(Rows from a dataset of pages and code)
- - - - -

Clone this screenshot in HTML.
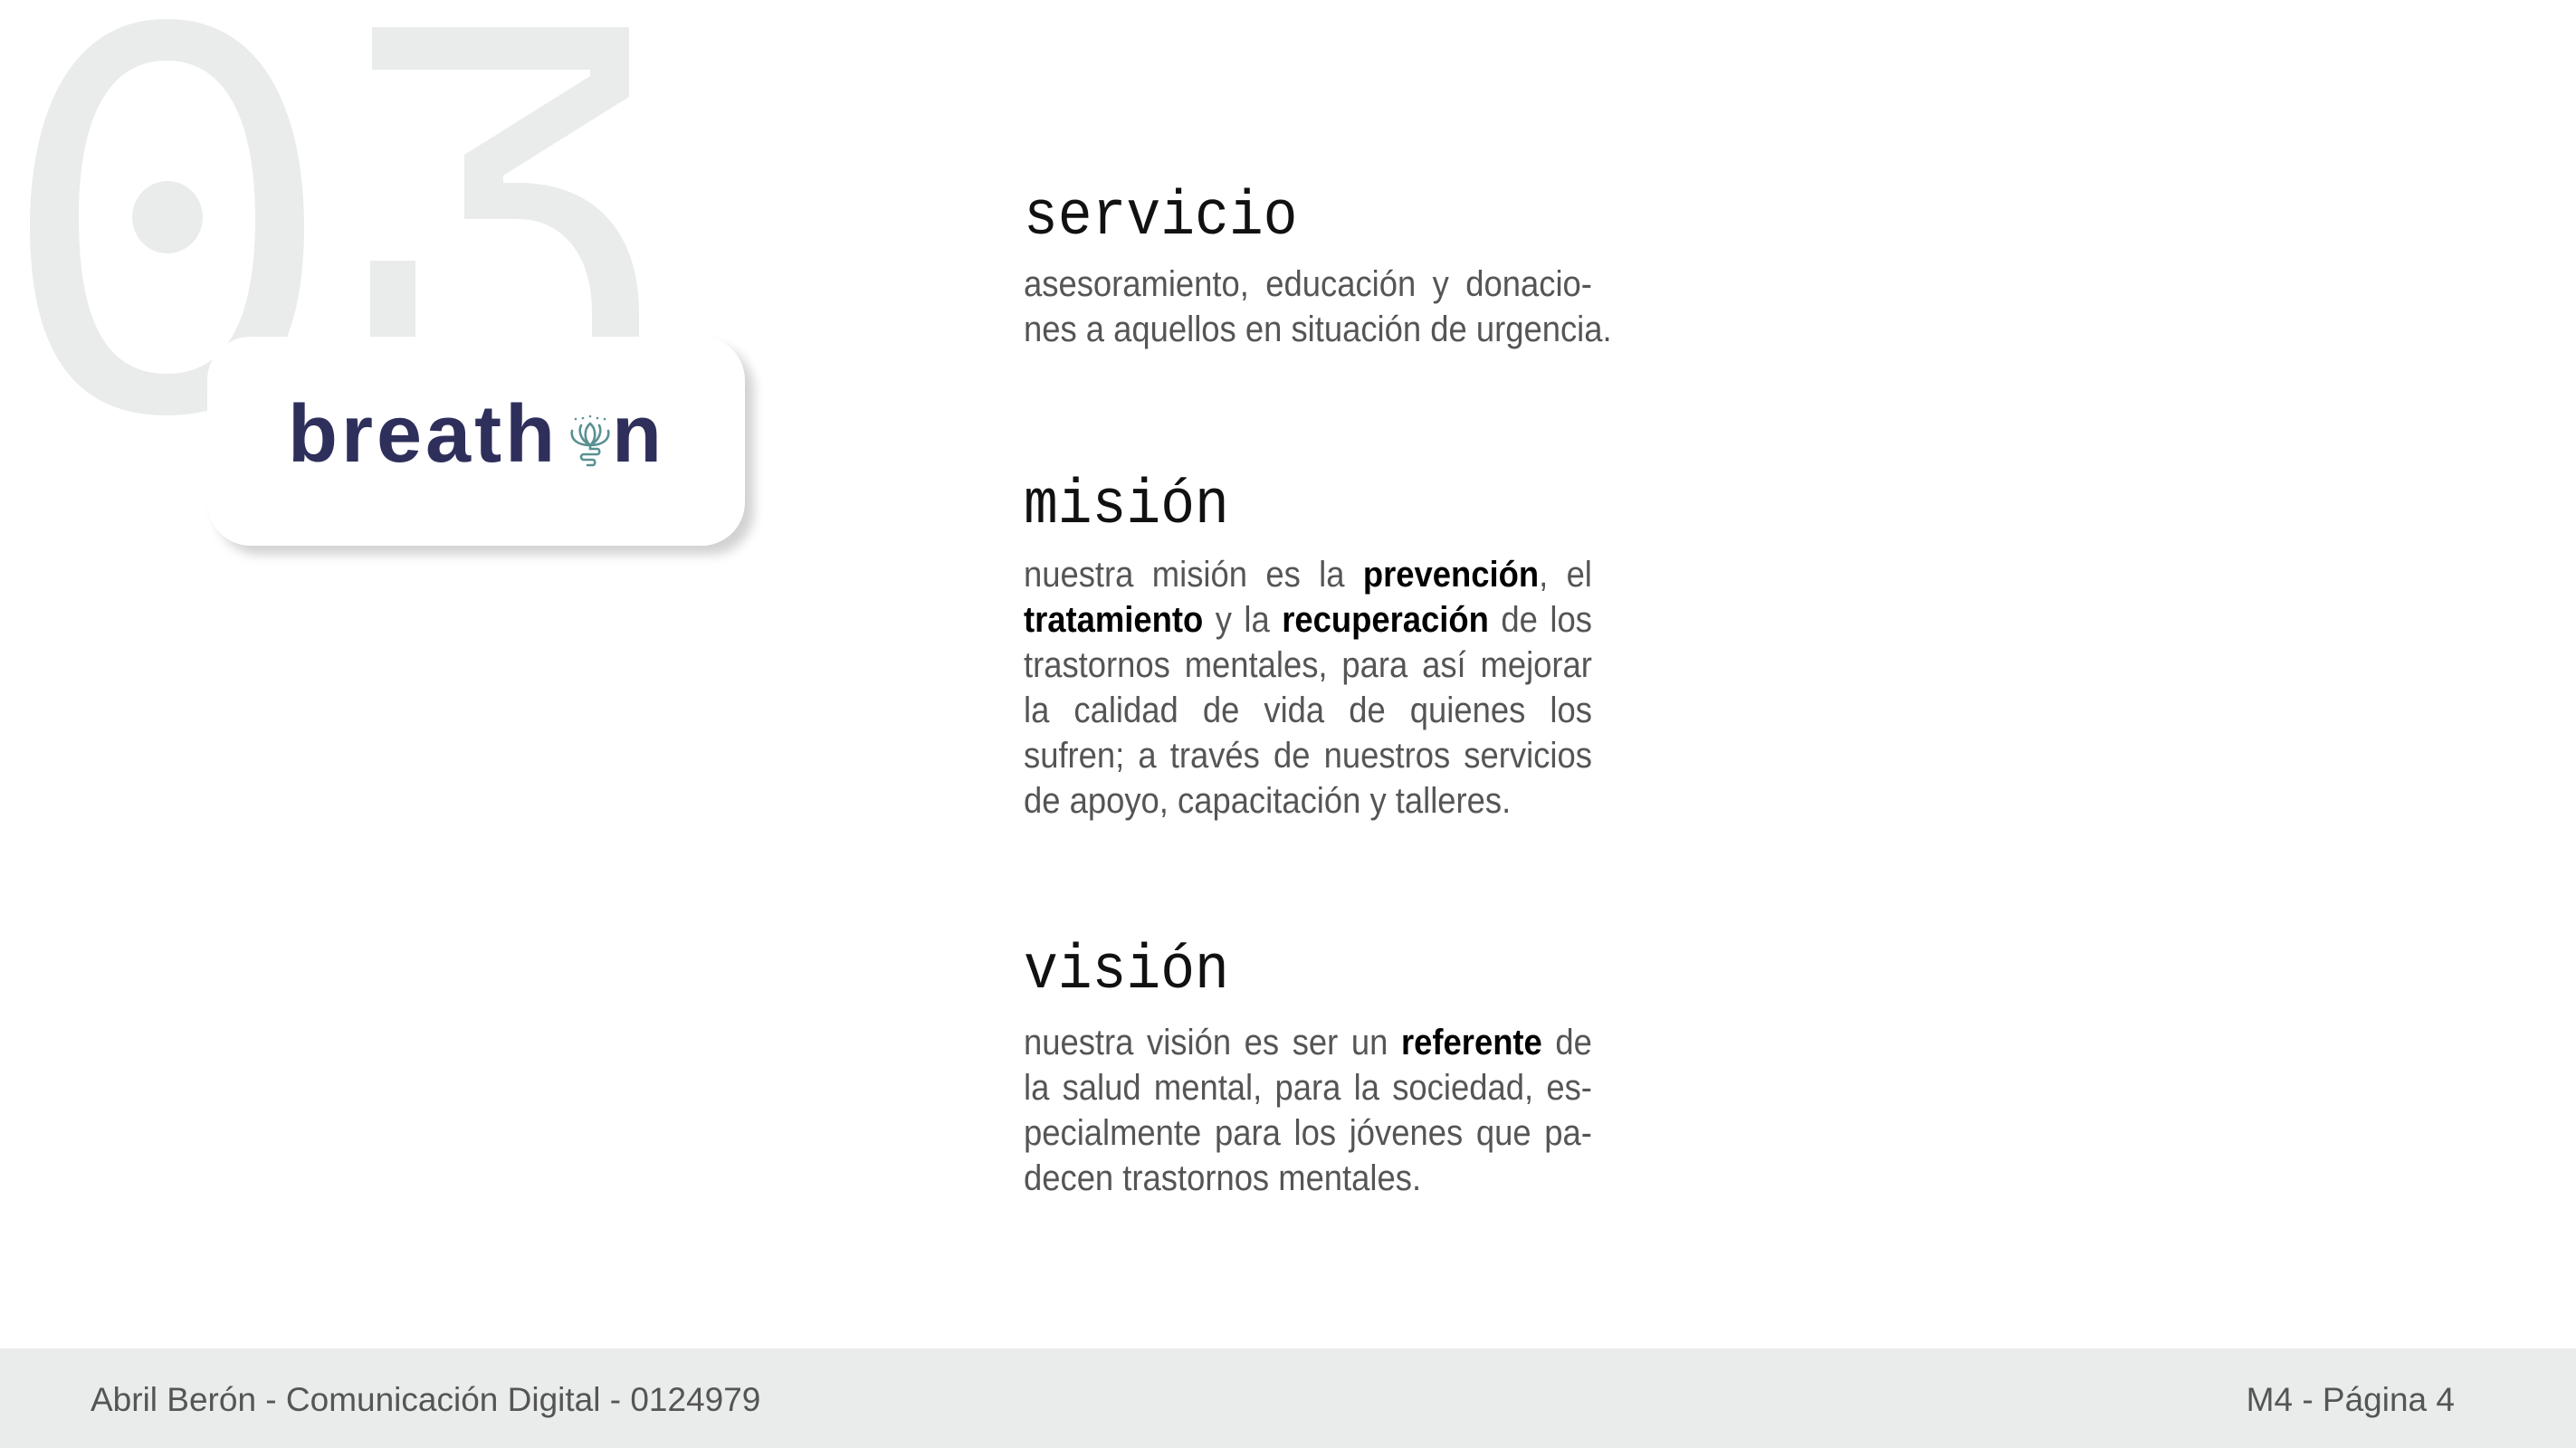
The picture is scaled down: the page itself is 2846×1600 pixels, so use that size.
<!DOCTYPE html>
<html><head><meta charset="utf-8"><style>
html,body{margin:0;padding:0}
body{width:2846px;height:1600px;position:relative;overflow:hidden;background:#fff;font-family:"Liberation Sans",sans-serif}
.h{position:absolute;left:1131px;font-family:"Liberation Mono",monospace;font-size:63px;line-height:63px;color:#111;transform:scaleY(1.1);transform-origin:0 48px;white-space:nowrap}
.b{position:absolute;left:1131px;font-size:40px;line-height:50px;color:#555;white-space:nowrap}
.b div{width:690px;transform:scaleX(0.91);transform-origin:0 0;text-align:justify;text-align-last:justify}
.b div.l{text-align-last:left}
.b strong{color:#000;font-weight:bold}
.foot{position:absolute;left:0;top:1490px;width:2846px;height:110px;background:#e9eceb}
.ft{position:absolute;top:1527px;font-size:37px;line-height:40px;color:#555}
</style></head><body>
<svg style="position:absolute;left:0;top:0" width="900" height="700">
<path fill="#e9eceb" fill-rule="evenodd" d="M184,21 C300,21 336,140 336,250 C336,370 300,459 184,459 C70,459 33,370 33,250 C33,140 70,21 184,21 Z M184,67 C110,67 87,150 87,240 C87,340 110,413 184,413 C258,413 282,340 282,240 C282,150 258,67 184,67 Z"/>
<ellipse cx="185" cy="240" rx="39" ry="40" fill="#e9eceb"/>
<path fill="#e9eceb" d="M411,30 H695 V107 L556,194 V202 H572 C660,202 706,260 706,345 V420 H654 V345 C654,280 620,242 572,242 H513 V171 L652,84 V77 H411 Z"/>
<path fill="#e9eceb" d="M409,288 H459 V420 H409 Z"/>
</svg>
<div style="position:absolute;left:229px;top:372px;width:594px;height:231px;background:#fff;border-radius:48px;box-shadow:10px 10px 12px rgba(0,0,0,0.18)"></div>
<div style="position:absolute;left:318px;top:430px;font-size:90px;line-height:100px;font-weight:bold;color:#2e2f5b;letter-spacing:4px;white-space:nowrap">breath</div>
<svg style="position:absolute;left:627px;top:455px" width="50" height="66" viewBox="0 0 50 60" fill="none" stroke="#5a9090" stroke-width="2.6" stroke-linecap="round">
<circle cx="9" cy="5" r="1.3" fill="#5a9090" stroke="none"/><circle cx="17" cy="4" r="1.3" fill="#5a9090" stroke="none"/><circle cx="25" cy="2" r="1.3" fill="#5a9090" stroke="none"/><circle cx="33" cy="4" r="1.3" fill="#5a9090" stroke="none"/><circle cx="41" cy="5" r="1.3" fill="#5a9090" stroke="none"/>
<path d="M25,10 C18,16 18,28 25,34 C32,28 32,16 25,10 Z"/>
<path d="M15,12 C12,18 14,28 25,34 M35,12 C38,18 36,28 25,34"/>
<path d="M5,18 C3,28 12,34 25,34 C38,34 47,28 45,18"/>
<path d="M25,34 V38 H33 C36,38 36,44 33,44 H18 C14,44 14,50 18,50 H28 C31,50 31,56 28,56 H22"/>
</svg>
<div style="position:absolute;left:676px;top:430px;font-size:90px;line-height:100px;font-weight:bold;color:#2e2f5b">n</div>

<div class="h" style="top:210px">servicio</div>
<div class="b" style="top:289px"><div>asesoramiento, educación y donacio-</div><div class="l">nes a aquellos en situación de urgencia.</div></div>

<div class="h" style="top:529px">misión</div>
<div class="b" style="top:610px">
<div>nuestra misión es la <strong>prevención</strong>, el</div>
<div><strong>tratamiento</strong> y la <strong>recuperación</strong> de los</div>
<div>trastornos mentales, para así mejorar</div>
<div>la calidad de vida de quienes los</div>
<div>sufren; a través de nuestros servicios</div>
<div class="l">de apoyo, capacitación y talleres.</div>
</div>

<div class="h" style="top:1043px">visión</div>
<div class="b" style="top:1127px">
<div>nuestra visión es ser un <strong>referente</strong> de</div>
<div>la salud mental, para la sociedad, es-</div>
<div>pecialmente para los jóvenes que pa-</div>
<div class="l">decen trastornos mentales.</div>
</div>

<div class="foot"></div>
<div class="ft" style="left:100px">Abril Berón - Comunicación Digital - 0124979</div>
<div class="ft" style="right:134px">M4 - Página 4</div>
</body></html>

- - - - -

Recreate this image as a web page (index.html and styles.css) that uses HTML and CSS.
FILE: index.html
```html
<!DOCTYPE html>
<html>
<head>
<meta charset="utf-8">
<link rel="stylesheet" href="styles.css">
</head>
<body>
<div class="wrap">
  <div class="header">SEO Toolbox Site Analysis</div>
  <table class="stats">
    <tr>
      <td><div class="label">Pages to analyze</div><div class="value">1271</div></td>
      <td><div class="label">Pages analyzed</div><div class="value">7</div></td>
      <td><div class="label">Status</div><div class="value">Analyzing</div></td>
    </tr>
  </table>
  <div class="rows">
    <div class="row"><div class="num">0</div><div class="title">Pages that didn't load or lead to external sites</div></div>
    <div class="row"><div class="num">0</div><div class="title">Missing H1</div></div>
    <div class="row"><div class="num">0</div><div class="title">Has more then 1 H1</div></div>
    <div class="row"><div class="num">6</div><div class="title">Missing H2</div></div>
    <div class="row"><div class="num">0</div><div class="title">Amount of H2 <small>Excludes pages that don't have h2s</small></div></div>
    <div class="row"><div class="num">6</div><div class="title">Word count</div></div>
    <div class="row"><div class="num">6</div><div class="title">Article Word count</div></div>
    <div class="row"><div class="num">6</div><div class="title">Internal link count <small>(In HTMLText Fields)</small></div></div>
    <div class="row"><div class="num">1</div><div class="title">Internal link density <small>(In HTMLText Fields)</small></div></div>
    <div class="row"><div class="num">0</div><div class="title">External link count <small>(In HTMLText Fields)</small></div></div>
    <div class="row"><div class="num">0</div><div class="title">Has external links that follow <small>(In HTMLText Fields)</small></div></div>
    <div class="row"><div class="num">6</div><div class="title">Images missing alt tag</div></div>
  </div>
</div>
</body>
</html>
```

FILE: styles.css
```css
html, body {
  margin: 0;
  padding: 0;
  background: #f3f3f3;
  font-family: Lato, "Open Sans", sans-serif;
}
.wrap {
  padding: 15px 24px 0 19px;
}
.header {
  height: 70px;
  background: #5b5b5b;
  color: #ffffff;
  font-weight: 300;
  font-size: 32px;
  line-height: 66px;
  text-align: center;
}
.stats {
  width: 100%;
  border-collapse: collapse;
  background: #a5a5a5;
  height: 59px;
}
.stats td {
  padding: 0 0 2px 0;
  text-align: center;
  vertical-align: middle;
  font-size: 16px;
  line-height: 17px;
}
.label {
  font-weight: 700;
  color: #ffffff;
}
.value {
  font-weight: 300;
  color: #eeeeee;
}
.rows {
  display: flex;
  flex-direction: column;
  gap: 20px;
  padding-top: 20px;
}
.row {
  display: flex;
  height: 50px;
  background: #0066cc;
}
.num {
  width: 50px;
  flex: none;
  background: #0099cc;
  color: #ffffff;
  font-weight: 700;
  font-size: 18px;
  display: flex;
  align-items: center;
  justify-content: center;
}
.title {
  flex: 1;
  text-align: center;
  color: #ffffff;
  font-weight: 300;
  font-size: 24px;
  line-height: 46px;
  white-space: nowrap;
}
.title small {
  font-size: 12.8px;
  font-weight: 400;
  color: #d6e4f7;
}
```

- - - - -

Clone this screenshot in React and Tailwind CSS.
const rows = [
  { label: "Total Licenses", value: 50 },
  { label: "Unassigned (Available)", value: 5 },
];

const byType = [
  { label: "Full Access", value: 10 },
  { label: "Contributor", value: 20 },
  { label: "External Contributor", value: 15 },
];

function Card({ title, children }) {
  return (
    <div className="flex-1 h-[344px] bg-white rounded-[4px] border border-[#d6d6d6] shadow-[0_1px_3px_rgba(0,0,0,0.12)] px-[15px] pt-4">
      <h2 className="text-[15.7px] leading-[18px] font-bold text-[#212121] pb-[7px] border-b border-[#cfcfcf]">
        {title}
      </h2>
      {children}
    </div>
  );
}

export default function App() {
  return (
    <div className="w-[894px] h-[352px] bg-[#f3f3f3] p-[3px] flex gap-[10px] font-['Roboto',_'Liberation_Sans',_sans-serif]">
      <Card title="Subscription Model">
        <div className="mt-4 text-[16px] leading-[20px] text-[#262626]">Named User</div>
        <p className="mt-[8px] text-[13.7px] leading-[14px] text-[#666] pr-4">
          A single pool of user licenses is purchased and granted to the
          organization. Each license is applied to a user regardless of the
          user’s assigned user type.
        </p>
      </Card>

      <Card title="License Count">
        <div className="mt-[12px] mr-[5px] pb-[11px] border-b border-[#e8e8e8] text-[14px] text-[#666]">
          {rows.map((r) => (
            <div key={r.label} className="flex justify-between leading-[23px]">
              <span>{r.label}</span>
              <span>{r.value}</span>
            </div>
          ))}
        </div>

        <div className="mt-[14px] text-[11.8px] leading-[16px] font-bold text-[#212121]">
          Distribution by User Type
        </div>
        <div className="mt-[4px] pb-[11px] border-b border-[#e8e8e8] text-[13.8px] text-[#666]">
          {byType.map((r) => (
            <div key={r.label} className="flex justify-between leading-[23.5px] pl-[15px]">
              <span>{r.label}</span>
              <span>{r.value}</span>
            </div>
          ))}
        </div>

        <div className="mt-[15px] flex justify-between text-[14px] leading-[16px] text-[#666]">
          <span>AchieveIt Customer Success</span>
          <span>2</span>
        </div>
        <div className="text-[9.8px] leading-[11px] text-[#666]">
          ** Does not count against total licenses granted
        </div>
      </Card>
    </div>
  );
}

- - - - -

§ **Short exercise**: Pull out every line of the records above that contains the word "screenshot".

§ **Complete response**:
Clone this screenshot in HTML.
Clone this screenshot in React and Tailwind CSS.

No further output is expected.